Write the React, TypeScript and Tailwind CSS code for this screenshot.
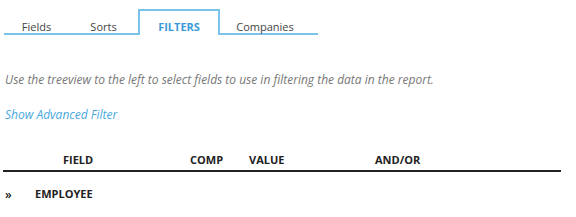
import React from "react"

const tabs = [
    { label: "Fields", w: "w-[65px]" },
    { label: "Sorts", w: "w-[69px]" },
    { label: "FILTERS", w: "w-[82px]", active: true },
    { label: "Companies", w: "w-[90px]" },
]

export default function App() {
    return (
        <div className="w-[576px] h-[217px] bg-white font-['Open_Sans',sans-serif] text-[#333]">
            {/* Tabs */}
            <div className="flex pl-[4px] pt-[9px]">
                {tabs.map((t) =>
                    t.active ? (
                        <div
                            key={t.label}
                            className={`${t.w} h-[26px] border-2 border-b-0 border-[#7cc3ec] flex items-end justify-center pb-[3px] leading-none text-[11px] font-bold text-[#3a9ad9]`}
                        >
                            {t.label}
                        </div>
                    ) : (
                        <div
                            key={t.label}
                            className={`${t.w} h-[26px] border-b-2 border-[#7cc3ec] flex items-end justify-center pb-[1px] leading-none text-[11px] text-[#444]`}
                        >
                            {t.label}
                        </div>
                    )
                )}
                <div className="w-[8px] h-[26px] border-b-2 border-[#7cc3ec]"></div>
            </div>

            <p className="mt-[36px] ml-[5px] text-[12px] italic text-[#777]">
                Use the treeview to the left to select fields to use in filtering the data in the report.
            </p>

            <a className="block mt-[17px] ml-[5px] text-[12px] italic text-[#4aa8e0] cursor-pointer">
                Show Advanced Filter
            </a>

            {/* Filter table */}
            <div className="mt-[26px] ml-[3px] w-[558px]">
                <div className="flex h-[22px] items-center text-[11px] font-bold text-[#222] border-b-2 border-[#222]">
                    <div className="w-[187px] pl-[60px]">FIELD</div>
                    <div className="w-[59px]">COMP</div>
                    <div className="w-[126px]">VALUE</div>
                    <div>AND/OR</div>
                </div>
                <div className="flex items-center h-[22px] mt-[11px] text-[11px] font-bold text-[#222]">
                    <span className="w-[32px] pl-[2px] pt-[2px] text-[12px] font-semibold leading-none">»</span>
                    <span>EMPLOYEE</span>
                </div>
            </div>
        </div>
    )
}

┄┄┄┄┄┄┄┄┄┄

#### [STATED PROBLEM]
Copy each line in full and exactly, omitting any picture.

#### [FINAL RESULT]
Write the React, TypeScript and Tailwind CSS code for this screenshot.
import React from "react"

const tabs = [
    { label: "Fields", w: "w-[65px]" },
    { label: "Sorts", w: "w-[69px]" },
    { label: "FILTERS", w: "w-[82px]", active: true },
    { label: "Companies", w: "w-[90px]" },
]

export default function App() {
    return (
        <div className="w-[576px] h-[217px] bg-white font-['Open_Sans',sans-serif] text-[#333]">
            {/* Tabs */}
            <div className="flex pl-[4px] pt-[9px]">
                {tabs.map((t) =>
                    t.active ? (
                        <div
                            key={t.label}
                            className={`${t.w} h-[26px] border-2 border-b-0 border-[#7cc3ec] flex items-end justify-center pb-[3px] leading-none text-[11px] font-bold text-[#3a9ad9]`}
                        >
                            {t.label}
                        </div>
                    ) : (
                        <div
                            key={t.label}
                            className={`${t.w} h-[26px] border-b-2 border-[#7cc3ec] flex items-end justify-center pb-[1px] leading-none text-[11px] text-[#444]`}
                        >
                            {t.label}
                        </div>
                    )
                )}
                <div className="w-[8px] h-[26px] border-b-2 border-[#7cc3ec]"></div>
            </div>

            <p className="mt-[36px] ml-[5px] text-[12px] italic text-[#777]">
                Use the treeview to the left to select fields to use in filtering the data in the report.
            </p>

            <a className="block mt-[17px] ml-[5px] text-[12px] italic text-[#4aa8e0] cursor-pointer">
                Show Advanced Filter
            </a>

            {/* Filter table */}
            <div className="mt-[26px] ml-[3px] w-[558px]">
                <div className="flex h-[22px] items-center text-[11px] font-bold text-[#222] border-b-2 border-[#222]">
                    <div className="w-[187px] pl-[60px]">FIELD</div>
                    <div className="w-[59px]">COMP</div>
                    <div className="w-[126px]">VALUE</div>
                    <div>AND/OR</div>
                </div>
                <div className="flex items-center h-[22px] mt-[11px] text-[11px] font-bold text-[#222]">
                    <span className="w-[32px] pl-[2px] pt-[2px] text-[12px] font-semibold leading-none">»</span>
                    <span>EMPLOYEE</span>
                </div>
            </div>
        </div>
    )
}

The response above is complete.